The country has quietly built relationships with U.S. naval forces positioned in the region, Asian maritime authorities monitoring the Indian Ocean, and international bodies like the International Maritime Organization. The goal: create institutional architecture making it costly for any actor—state or non-state—to disrupt Strait traffic.

The former Qatari leader's statement signals that even fractious Gulf neighbours understand this reality. When regional tensions rise—and they routinely do—reiterating the Strait's commercial status serves as collective reassurance to markets, workers, and foreign investors that the line won't be crossed.

The Persistent Reality

Yet statements and infrastructure investments cannot fully insulate the UAE from geography.
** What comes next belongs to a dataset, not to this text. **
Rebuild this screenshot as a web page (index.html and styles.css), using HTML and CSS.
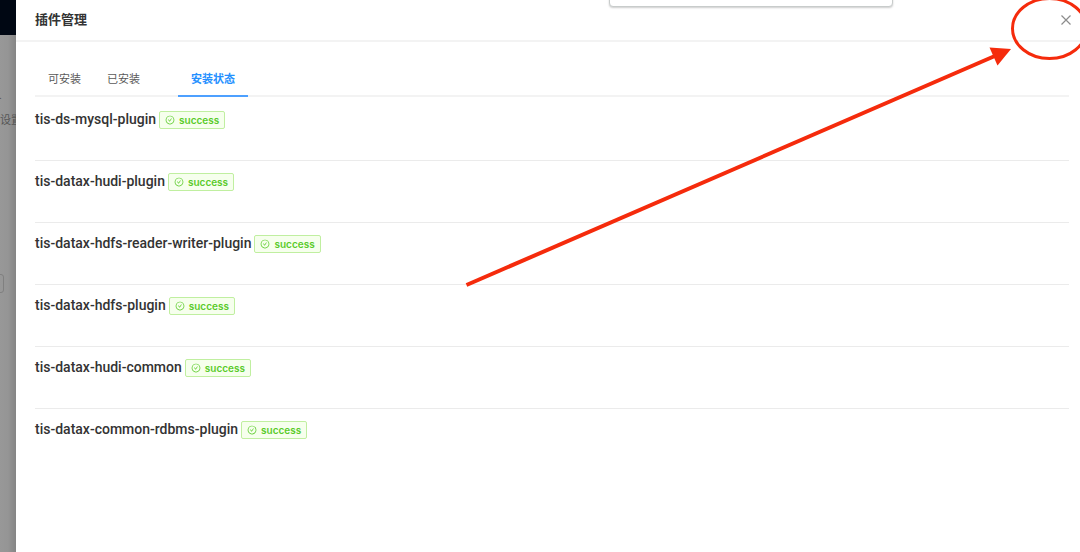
FILE: index.html
```html
<!DOCTYPE html>
<html lang="zh-CN">
<head>
<meta charset="utf-8">
<meta name="viewport" content="width=device-width, initial-scale=1">
<title>插件管理</title>
<link rel="stylesheet" href="styles.css">
</head>
<body>
<svg class="defs" aria-hidden="true">
  <symbol id="check" viewBox="0 0 1024 1024">
    <path d="M699 353h-46.900c-10.200 0-19.900 4.900-25.900 13.300L469 584.300l-71.200-98.800c-6-8.300-15.600-13.300-25.900-13.300H325c-6.500 0-10.300 7.400-6.500 12.700l124.600 172.800a31.800 31.800 0 0 0 51.700 0l210.600-292c3.900-5.300.1-12.700-6.400-12.700z"/>
    <path d="M512 64C264.600 64 64 264.600 64 512s200.600 448 448 448 448-200.600 448-448S759.400 64 512 64zm0 820c-205.400 0-372-166.600-372-372s166.600-372 372-372 372 166.600 372 372-166.600 372-372 372z"/>
  </symbol>
</svg>
<div class="page">
  <div class="backdrop">
    <div class="topbar"></div>
    <span class="crumb">.</span>
    <span class="setting">设置</span>
    <span class="field"></span>
  </div>
  <main class="drawer">
    <header class="drawer-header">
      <h1 class="title">插件管理</h1>
      <button class="close" type="button" aria-label="关闭">
        <svg class="close-icon" viewBox="0 0 10 10"><path d="M0.500 0.500L9.500 9.500M9.500 0.500L0.500 9.500"/></svg>
      </button>
    </header>
    <div class="drawer-body">
      <nav class="tabs" role="tablist">
        <button class="tab" type="button" role="tab" aria-selected="false">可安装</button>
        <button class="tab" type="button" role="tab" aria-selected="false">已安装</button>
        <button class="tab tab-active" type="button" role="tab" aria-selected="true">安装状态</button>
      </nav>
      <ul class="list">
        <li class="row"><span class="name">tis-ds-mysql-plugin</span><span class="tag"><svg class="tag-icon"><use href="#check"/></svg>success</span></li>
        <li class="row"><span class="name">tis-datax-hudi-plugin</span><span class="tag"><svg class="tag-icon"><use href="#check"/></svg>success</span></li>
        <li class="row"><span class="name">tis-datax-hdfs-reader-writer-plugin</span><span class="tag"><svg class="tag-icon"><use href="#check"/></svg>success</span></li>
        <li class="row"><span class="name">tis-datax-hdfs-plugin</span><span class="tag"><svg class="tag-icon"><use href="#check"/></svg>success</span></li>
        <li class="row"><span class="name">tis-datax-hudi-common</span><span class="tag"><svg class="tag-icon"><use href="#check"/></svg>success</span></li>
        <li class="row"><span class="name">tis-datax-common-rdbms-plugin</span><span class="tag"><svg class="tag-icon"><use href="#check"/></svg>success</span></li>
      </ul>
    </div>
  </main>
  <div class="popup"></div>
  <svg class="annotation" viewBox="460 0 620 300" aria-hidden="true">
    <path class="stroke" d="M466.500 285L996 55.500"/>
    <path class="head" d="M1011 49L989.500 47.500L997.500 65.500Z"/>
    <ellipse class="stroke ring" cx="1049.500" cy="28.500" rx="37" ry="30"/>
  </svg>
</div>
</body>
</html>
```
FILE: styles.css
```css
* {
  box-sizing: border-box;
}

body {
  margin: 0;
  font-family: Roboto, "Noto Sans CJK SC", sans-serif;
  color: #333;
}

button {
  margin: 0;
  padding: 0;
  border: 0;
  background: none;
  font: inherit;
  cursor: pointer;
}

.defs {
  position: absolute;
  width: 0;
  height: 0;
}

.page {
  position: relative;
  display: flex;
  min-height: 100vh;
  overflow: hidden;
}

.backdrop {
  position: relative;
  flex: 0 0 16px;
  overflow: hidden;
  background: linear-gradient(to right, #989898, #959595 50%, #858585);
}

.topbar {
  height: 35px;
  background: #000713;
}

.crumb,
.setting,
.field {
  position: absolute;
  left: 0;
  font-size: 11px;
  line-height: 16px;
  color: #555;
  white-space: nowrap;
}

.crumb {
  top: 88px;
  left: -1px;
}

.setting {
  top: 113px;
}

.field {
  top: 274px;
  left: -16px;
  width: 20px;
  height: 19px;
  border: 1px solid #808080;
  border-radius: 3px;
}

.drawer {
  flex: 1;
  min-width: 0;
  background: #fff;
}

.drawer-header {
  display: flex;
  align-items: center;
  justify-content: space-between;
  padding: 10px 9px 10px 19px;
  border-bottom: 2px solid #f3f3f3;
}

.title {
  margin: 0;
  font-size: 13px;
  font-weight: 700;
  line-height: 20px;
}

.close {
  display: flex;
}

.close-icon {
  width: 10px;
  height: 10px;
  fill: none;
  stroke: #8c8c8c;
  stroke-width: 1.2;
}

.drawer-body {
  padding: 20px 11px 20px 19px;
}

.tabs {
  display: flex;
  border-bottom: 2px solid #f3f3f3;
}

.tab {
  margin-bottom: -2px;
  padding: 9px 13px 6px;
  border-bottom: 2px solid transparent;
  font-size: 11px;
  line-height: 18px;
  color: #595959;
}

.tab-active {
  margin-left: 25px;
  border-bottom-color: #4da0ff;
  font-weight: 700;
  color: #2490ff;
}

.list {
  margin: 0;
  padding: 2px 0 0;
  list-style: none;
}

.row {
  display: flex;
  align-items: flex-start;
  gap: 3px;
  padding: 12px 0 31px;
  border-bottom: 1px solid #ebebeb;
}

.row:last-child {
  border-bottom: 0;
}

.name {
  font-size: 14px;
  font-weight: 500;
  line-height: 16px;
}

.tag {
  display: flex;
  align-items: center;
  gap: 4px;
  padding: 0 5px;
  border: 1px solid #c0efa0;
  border-radius: 2px;
  background: #f6ffed;
  font-family: Inter, sans-serif;
  font-size: 10px;
  font-weight: 600;
  line-height: 16px;
  color: #5acb2a;
}

.tag-icon {
  width: 10px;
  height: 10px;
  fill: currentColor;
}

.popup {
  position: absolute;
  top: -10px;
  left: 609px;
  width: 284px;
  height: 17px;
  border: 1px solid #c8cccb;
  border-radius: 4px;
  background: #fff;
  box-shadow: 0 1px 2px rgba(0, 0, 0, 0.2);
}

.annotation {
  position: absolute;
  top: 0;
  right: 0;
  width: 620px;
  height: 300px;
  pointer-events: none;
}

.stroke {
  fill: none;
  stroke: #f52b0c;
  stroke-width: 4;
}

.ring {
  stroke-width: 3;
}

.head {
  fill: #f52b0c;
}
```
The Strait remains positioned between contested territories and near a nation (Iran) that has demonstrated willingness to probe international boundaries. Incidents or harassment campaigns don't require full closure to inflict economic damage; they merely require sustained threat or occasional disruptions.

For residents and businesses, this reality shapes daily calculations. Companies bidding on major projects factor in risk premiums for potential Strait disruption. Families consider emergency savings differently when supply chain continuity isn't guaranteed. Expatriate workers evaluate employment stability partly through the lens of regional security, knowing that economic shocks flow from geopolitical friction.

Al Thani's remarks—and the consistency with which UAE officials repeat the same principle—function as ongoing negotiation with market psychology. Each public reaffirmation of the Strait's inviolability is simultaneously a warning to potential disruptors and reassurance to businesses that the principle, however fragile, remains operative.

The structural vulnerability persists. So does the collective interest in containing it. That tension will likely define the region's maritime politics for the foreseeable future.